Here are five other characteristics shared by “unlikely” entrepreneurs:
- They have a compelling goal. They are striving towards something positive on the horizon. Entrepreneurs have a vision for a better future and do not allow their circumstances to dictate their future. Instead, they make choices about a future they wanted to create.
- They see problems as opportunities. Rather than thinking about themselves, they look at the world through a different lens – not just doing what they are told, but always trying to go above and beyond to make themselves useful to others. And, by solving problems for others, they derive meaning and purpose from their work.
- They do more than talk – they are willing to try. They learn to micro-experiment, always trying to find ways to improve things. To be clear, they are not reckless gamblers. They act more like detectives following clues. Their willingness to experiment enables them to tease out latent opportunities that are present but not otherwise visible.

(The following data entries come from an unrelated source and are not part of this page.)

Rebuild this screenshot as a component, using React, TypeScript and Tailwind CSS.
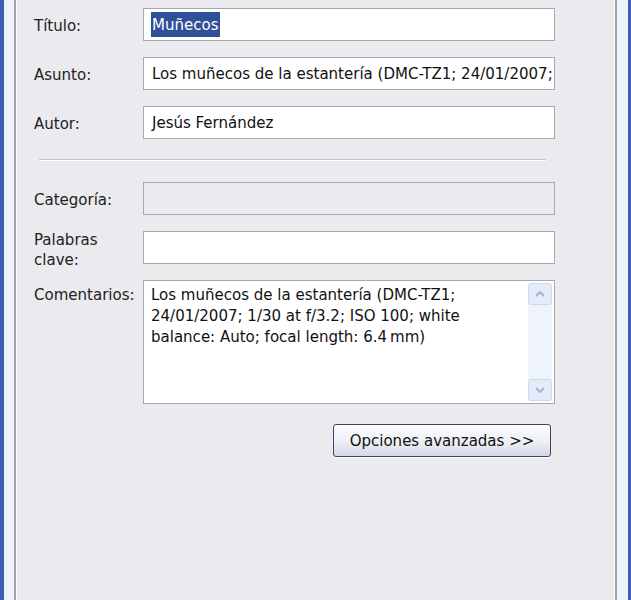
import React from 'react'

const font = { fontFamily: '"DejaVu Sans Condensed", "DejaVu Sans", sans-serif' }

function Field({ label, children, top = false, fixed = false }: { label: React.ReactNode; children: React.ReactNode; top?: boolean; fixed?: boolean }) {
  return (
    <div className={`flex ${top ? 'items-start' : 'items-center'} ${fixed ? 'h-[33px]' : ''}`}>
      <div className="w-[109px] shrink-0 text-[16.7px] leading-[20px] text-[#222]">{label}</div>
      {children}
    </div>
  )
}

function Box({ children, disabled = false }: { children?: React.ReactNode; disabled?: boolean }) {
  return (
    <div
      className={`h-[33px] w-[412px] shrink-0 border border-[#a9a8ad] px-[8px] flex items-center overflow-hidden whitespace-nowrap text-[16.7px] text-[#111] ${
        disabled ? 'bg-[#ebeaee]' : 'bg-white'
      }`}
    >
      {children}
    </div>
  )
}

export default function App() {
  return (
    <div className="h-[600px] w-[631px] bg-[#3d62b3] pl-[4px] pr-[3px] overflow-hidden" style={font}>
      <div className="h-full bg-[#eef2fb] pl-[10px] pr-[11px]">
        <div className="h-full border-x-2 border-[#a3a2a6] bg-white pl-[1px] pr-[1px]">
          <div className="h-full bg-[#ebeaee] pl-[17px] pt-[8px]">
            <div className="flex flex-col gap-[16px]">
              <Field label="Título:">
                <Box>
                  <span className="bg-[#2f5097] text-white px-[1px] -ml-[1px]">Muñecos</span>
                </Box>
              </Field>
              <Field label="Asunto:">
                <Box>Los muñecos de la estantería (DMC-TZ1; 24/01/2007; 1/30 at f/3.2; ISO 100)</Box>
              </Field>
              <Field label="Autor:">
                <Box>Jesús Fernández</Box>
              </Field>
            </div>

            <div className="ml-[5px] mt-[20px] w-[507px] border-t border-[#c4c2c8] border-b border-b-white" />

            <div className="mt-[21px] flex flex-col gap-[16px]">
              <Field label="Categoría:">
                <Box disabled />
              </Field>
              <Field label={<div className="-mt-[2px]">Palabras<br />clave:</div>} top fixed>
                <Box />
              </Field>
              <Field label={<div className="pt-[4px]">Comentarios:</div>} top>
                <div className="flex h-[124px] w-[412px] border border-[#a9a8ad] bg-white">
                  <div className="flex-1 pl-[7px] pt-[3px] text-[16.7px] leading-[21px] text-[#111]">
                    Los muñecos de la estantería (DMC-TZ1;
                    <br />
                    24/01/2007; 1/30 at f/3.2; ISO 100; white
                    <br />
                    balance: Auto; focal length: 6.4&thinsp;mm)
                  </div>
                  <div className="my-[2px] mr-[2px] flex w-[24px] flex-col justify-between rounded-[2px] bg-[#eef3fc]">
                    <div className="flex h-[22px] items-center justify-center rounded-[3px] border border-[#cfdaed] bg-[#e4ecf9]">
                      <svg viewBox="0 0 10 6" className="h-[6px] w-[10px]" fill="none" stroke="#a4b5d4" strokeWidth="2">
                        <path d="M1 5 L5 1 L9 5" />
                      </svg>
                    </div>
                    <div className="flex h-[22px] items-center justify-center rounded-[3px] border border-[#cfdaed] bg-[#e4ecf9]">
                      <svg viewBox="0 0 10 6" className="h-[6px] w-[10px]" fill="none" stroke="#a4b5d4" strokeWidth="2">
                        <path d="M1 1 L5 5 L9 1" />
                      </svg>
                    </div>
                  </div>
                </div>
              </Field>
            </div>

            <div className="mt-[20px] flex w-[517px] justify-end">
              <button className="h-[33px] w-[218px] rounded-[3px] border border-[#3a4766] bg-gradient-to-b from-[#fdfdfe] via-[#eff1f6] to-[#d3d8e5] text-[16.7px] text-[#111] shadow-[0_1px_0_#ffffff]">
                Opciones avanzadas &gt;&gt;
              </button>
            </div>
          </div>
        </div>
      </div>
    </div>
  )
}
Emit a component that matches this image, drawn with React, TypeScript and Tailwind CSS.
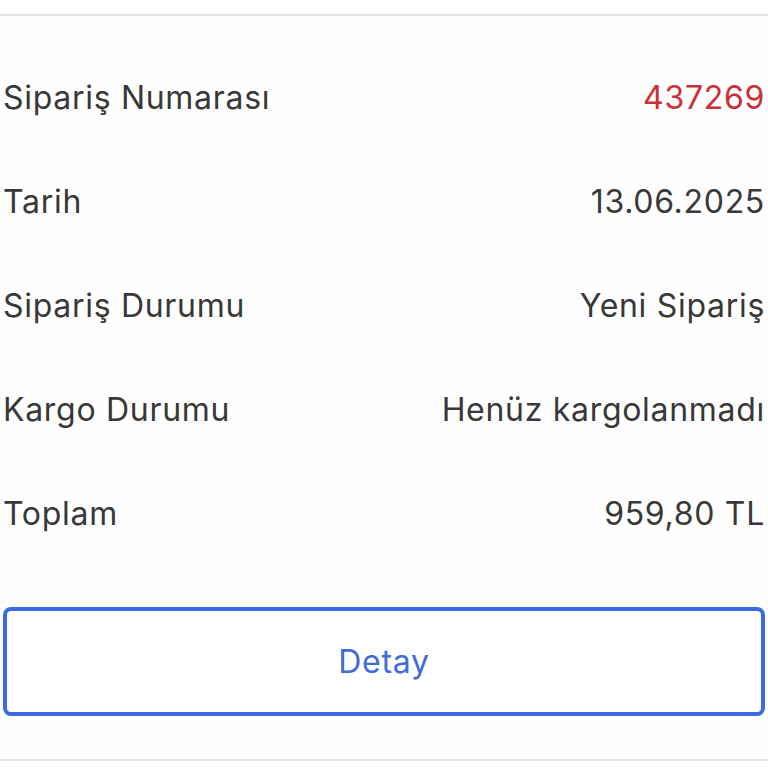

- They are always learning. They have a sense of curiosity about the broader world around them. Therefore, it drives them to be lifelong learners whose understanding of the world is constantly growing, shifting, and changing.
- They never give up. Entrepreneurs have a high degree of resilience, which ultimately enables them to transform their adversity into an advantage. They all come from challenging backgrounds, yet they also look at those challenges as the source of their strengths.
Among the most potent lessons Schoeniger learned from the underdog entrepreneurs is that we are not here to serve ourselves. Nor are we here to serve “the man.” Rather, we are here to serve others. We are here to figure out how we can leverage our talent, interests, and abilities in ways that benefit others.
This simple formula enables ordinary people to rise above their circumstances to create more meaningful and prosperous lives.
Takeaways for new graduates
Search for the intersection of your interests and abilities and the needs of your fellow humans. By doing so, you will not only empower yourself; you will enrich the world around you.
Also, you do not need to be in a powerful position to overcome adversity and make life better for your clients.
Make no mistake—you are sure to face enormous challenges along your journey. Yet, as you will find, the truest obstacles on the road ahead are self-imposed.
We believe that the future belongs to those who can think like an entrepreneur.
Finally, one of the most valuable lessons to learn from underdog entrepreneurs: You are more powerful than you imagine. But the only way you are going to know is if you try.
Adapted from Gary Schoeniger’s commencement address at Pierpont Community & Technical College in Fairmont, West Virginia, on May 7, 2019.